• **Prompt**: Locate the lines that hold the string "styles". Copy every such line.

— start —

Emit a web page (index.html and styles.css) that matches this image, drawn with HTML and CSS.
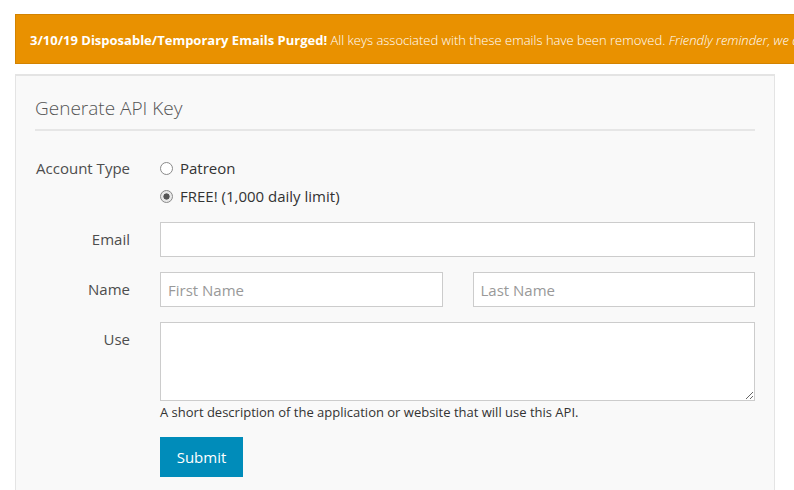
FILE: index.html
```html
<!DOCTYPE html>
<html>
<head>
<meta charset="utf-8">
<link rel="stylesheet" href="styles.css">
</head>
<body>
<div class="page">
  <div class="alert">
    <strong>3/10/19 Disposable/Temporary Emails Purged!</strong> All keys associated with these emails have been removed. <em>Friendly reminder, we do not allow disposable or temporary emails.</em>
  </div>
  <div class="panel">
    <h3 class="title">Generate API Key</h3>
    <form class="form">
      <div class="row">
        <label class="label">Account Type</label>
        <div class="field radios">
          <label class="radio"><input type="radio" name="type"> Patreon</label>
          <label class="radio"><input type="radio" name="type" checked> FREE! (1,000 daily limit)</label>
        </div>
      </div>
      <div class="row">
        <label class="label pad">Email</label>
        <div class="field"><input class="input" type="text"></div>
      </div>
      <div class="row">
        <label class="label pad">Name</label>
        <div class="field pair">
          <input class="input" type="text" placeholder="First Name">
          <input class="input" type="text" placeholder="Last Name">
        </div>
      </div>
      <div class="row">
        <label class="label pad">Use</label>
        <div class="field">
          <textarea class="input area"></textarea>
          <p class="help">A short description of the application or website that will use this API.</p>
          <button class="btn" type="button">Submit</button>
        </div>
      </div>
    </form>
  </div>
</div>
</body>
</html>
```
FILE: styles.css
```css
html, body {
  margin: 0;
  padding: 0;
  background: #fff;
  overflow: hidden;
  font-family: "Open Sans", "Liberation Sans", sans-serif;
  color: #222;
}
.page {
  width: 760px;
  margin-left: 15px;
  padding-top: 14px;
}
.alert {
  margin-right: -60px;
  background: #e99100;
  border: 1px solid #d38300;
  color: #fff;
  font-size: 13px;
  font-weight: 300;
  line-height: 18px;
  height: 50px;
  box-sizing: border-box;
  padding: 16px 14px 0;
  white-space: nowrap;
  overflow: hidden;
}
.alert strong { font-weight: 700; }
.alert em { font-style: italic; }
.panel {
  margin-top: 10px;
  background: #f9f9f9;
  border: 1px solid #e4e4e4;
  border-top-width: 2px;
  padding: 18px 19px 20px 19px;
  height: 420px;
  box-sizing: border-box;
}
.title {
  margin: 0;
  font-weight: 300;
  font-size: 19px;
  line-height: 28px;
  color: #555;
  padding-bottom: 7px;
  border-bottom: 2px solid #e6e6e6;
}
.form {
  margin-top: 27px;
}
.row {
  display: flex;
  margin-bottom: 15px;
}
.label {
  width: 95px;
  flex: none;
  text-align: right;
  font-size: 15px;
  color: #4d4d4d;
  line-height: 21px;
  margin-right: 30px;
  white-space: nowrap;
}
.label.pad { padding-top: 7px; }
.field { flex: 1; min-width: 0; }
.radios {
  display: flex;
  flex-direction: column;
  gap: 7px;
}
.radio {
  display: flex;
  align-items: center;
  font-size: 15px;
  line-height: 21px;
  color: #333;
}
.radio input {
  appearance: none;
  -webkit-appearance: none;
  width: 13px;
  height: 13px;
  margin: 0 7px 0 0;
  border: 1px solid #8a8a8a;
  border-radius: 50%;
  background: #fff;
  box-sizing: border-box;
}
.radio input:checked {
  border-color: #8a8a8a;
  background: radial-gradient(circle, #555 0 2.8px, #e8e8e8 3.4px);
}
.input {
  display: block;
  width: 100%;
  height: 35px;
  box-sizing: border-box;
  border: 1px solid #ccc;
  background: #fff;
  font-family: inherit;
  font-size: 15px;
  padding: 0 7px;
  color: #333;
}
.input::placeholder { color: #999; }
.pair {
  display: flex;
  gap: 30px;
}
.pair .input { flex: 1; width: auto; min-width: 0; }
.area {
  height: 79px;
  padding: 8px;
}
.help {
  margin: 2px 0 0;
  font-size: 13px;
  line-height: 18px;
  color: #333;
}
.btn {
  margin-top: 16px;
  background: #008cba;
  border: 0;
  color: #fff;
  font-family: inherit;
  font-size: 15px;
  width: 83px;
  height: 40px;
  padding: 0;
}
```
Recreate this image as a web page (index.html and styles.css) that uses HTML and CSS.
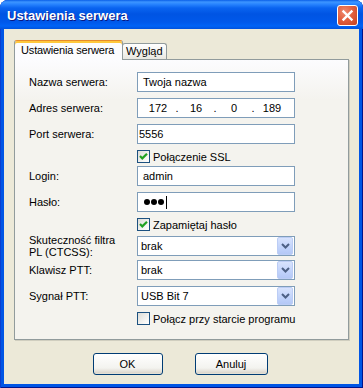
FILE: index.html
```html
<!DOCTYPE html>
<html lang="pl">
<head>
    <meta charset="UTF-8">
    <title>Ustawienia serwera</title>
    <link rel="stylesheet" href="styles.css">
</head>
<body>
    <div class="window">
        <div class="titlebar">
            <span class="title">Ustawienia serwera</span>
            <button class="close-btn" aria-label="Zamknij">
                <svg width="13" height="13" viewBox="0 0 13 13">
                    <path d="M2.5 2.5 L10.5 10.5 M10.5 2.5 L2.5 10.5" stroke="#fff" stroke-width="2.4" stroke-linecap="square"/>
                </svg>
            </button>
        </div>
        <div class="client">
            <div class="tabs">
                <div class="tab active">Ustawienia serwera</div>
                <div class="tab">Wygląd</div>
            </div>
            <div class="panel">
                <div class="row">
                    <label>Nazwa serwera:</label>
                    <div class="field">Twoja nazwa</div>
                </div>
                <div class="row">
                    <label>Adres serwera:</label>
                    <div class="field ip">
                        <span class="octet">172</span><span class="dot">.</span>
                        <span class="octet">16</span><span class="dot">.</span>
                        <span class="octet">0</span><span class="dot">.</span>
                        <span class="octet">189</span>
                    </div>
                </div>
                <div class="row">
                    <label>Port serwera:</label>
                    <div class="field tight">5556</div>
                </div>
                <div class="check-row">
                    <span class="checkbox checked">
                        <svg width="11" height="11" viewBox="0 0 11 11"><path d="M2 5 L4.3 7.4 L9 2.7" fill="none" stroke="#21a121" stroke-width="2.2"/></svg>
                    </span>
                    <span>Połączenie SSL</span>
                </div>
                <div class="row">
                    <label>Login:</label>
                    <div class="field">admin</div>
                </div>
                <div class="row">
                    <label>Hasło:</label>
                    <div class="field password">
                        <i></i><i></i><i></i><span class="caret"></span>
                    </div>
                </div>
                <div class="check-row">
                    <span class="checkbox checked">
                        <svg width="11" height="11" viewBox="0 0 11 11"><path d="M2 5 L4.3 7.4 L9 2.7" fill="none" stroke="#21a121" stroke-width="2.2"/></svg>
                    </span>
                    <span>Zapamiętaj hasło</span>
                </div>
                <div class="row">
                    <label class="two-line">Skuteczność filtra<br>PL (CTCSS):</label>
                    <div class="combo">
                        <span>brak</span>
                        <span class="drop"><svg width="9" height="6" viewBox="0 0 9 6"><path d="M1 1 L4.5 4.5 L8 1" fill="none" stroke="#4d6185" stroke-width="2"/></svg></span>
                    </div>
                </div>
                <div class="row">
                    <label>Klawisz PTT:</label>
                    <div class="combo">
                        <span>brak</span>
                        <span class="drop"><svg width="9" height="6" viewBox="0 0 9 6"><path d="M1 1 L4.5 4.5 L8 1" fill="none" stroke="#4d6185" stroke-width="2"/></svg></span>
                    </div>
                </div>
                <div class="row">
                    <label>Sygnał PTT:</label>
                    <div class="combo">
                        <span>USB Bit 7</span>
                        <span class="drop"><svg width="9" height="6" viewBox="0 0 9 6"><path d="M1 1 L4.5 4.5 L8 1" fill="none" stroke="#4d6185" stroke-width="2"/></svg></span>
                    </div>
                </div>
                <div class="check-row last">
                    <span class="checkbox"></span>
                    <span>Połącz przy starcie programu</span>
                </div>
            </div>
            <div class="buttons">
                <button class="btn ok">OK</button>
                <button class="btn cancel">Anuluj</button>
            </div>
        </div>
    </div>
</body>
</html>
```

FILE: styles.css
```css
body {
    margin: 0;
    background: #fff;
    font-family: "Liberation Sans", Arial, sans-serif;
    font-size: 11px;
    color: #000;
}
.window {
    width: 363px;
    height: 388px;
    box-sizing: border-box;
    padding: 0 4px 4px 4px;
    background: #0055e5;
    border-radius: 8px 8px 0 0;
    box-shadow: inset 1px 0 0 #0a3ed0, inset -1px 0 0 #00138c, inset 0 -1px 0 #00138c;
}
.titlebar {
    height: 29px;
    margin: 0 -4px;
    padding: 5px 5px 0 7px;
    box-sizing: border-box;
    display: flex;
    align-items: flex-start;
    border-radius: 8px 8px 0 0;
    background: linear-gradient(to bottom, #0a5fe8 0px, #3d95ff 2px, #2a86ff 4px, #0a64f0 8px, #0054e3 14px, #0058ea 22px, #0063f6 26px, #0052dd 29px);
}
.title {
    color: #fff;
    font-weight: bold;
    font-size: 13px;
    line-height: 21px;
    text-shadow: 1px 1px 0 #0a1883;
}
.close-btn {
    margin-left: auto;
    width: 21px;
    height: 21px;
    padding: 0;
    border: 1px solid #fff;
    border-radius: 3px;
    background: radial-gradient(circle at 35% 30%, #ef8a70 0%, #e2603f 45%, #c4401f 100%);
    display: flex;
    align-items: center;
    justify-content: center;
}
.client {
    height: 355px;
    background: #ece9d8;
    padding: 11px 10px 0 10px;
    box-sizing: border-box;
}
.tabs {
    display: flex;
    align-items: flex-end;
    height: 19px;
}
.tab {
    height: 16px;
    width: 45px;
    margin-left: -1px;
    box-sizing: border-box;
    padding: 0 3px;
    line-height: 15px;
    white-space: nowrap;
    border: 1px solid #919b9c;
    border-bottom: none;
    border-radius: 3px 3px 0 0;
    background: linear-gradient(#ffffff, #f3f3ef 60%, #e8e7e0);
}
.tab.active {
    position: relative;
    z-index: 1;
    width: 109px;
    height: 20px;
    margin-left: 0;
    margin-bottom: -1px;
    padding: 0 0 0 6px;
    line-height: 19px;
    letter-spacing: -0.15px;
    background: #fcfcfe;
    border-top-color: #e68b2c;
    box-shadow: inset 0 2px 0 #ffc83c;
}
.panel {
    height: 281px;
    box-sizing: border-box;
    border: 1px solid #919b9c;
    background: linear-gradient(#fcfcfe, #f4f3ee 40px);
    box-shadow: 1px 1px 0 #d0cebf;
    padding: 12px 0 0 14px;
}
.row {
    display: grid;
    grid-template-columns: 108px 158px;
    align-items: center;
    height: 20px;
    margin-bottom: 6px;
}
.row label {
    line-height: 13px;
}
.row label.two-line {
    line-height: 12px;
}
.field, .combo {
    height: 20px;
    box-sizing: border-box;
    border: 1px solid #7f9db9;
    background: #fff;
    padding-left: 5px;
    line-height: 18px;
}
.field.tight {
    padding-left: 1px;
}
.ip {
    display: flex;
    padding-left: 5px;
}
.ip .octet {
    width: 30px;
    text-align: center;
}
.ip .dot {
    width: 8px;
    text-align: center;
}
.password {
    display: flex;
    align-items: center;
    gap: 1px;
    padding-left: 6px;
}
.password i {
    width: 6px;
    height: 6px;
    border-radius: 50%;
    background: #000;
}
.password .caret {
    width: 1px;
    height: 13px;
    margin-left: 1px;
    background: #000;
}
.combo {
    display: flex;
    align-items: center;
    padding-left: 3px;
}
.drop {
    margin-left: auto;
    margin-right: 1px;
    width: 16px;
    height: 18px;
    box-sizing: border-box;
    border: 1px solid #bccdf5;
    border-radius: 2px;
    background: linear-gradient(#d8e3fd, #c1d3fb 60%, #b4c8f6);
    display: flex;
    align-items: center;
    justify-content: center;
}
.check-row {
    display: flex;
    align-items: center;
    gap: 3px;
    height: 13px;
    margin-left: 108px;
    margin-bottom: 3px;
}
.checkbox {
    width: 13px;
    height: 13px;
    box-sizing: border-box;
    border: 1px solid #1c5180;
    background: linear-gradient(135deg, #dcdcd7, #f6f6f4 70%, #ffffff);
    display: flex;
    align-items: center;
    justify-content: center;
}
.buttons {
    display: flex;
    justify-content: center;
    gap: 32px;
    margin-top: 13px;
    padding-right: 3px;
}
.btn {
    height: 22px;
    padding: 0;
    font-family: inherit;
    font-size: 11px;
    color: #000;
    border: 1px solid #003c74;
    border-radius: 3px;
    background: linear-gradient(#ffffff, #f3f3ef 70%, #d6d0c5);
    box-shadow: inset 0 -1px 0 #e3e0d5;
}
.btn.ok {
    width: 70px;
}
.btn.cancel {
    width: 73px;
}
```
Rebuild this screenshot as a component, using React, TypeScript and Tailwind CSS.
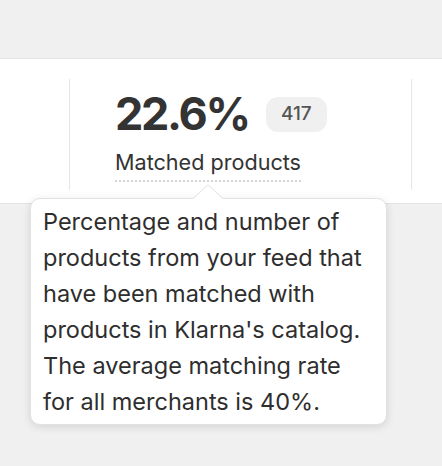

— end —

• **Full solution**:
Emit a web page (index.html and styles.css) that matches this image, drawn with HTML and CSS.
<link rel="stylesheet" href="styles.css">
FILE: styles.css
Recreate this image as a web page (index.html and styles.css) that uses HTML and CSS.
    <link rel="stylesheet" href="styles.css">
FILE: styles.css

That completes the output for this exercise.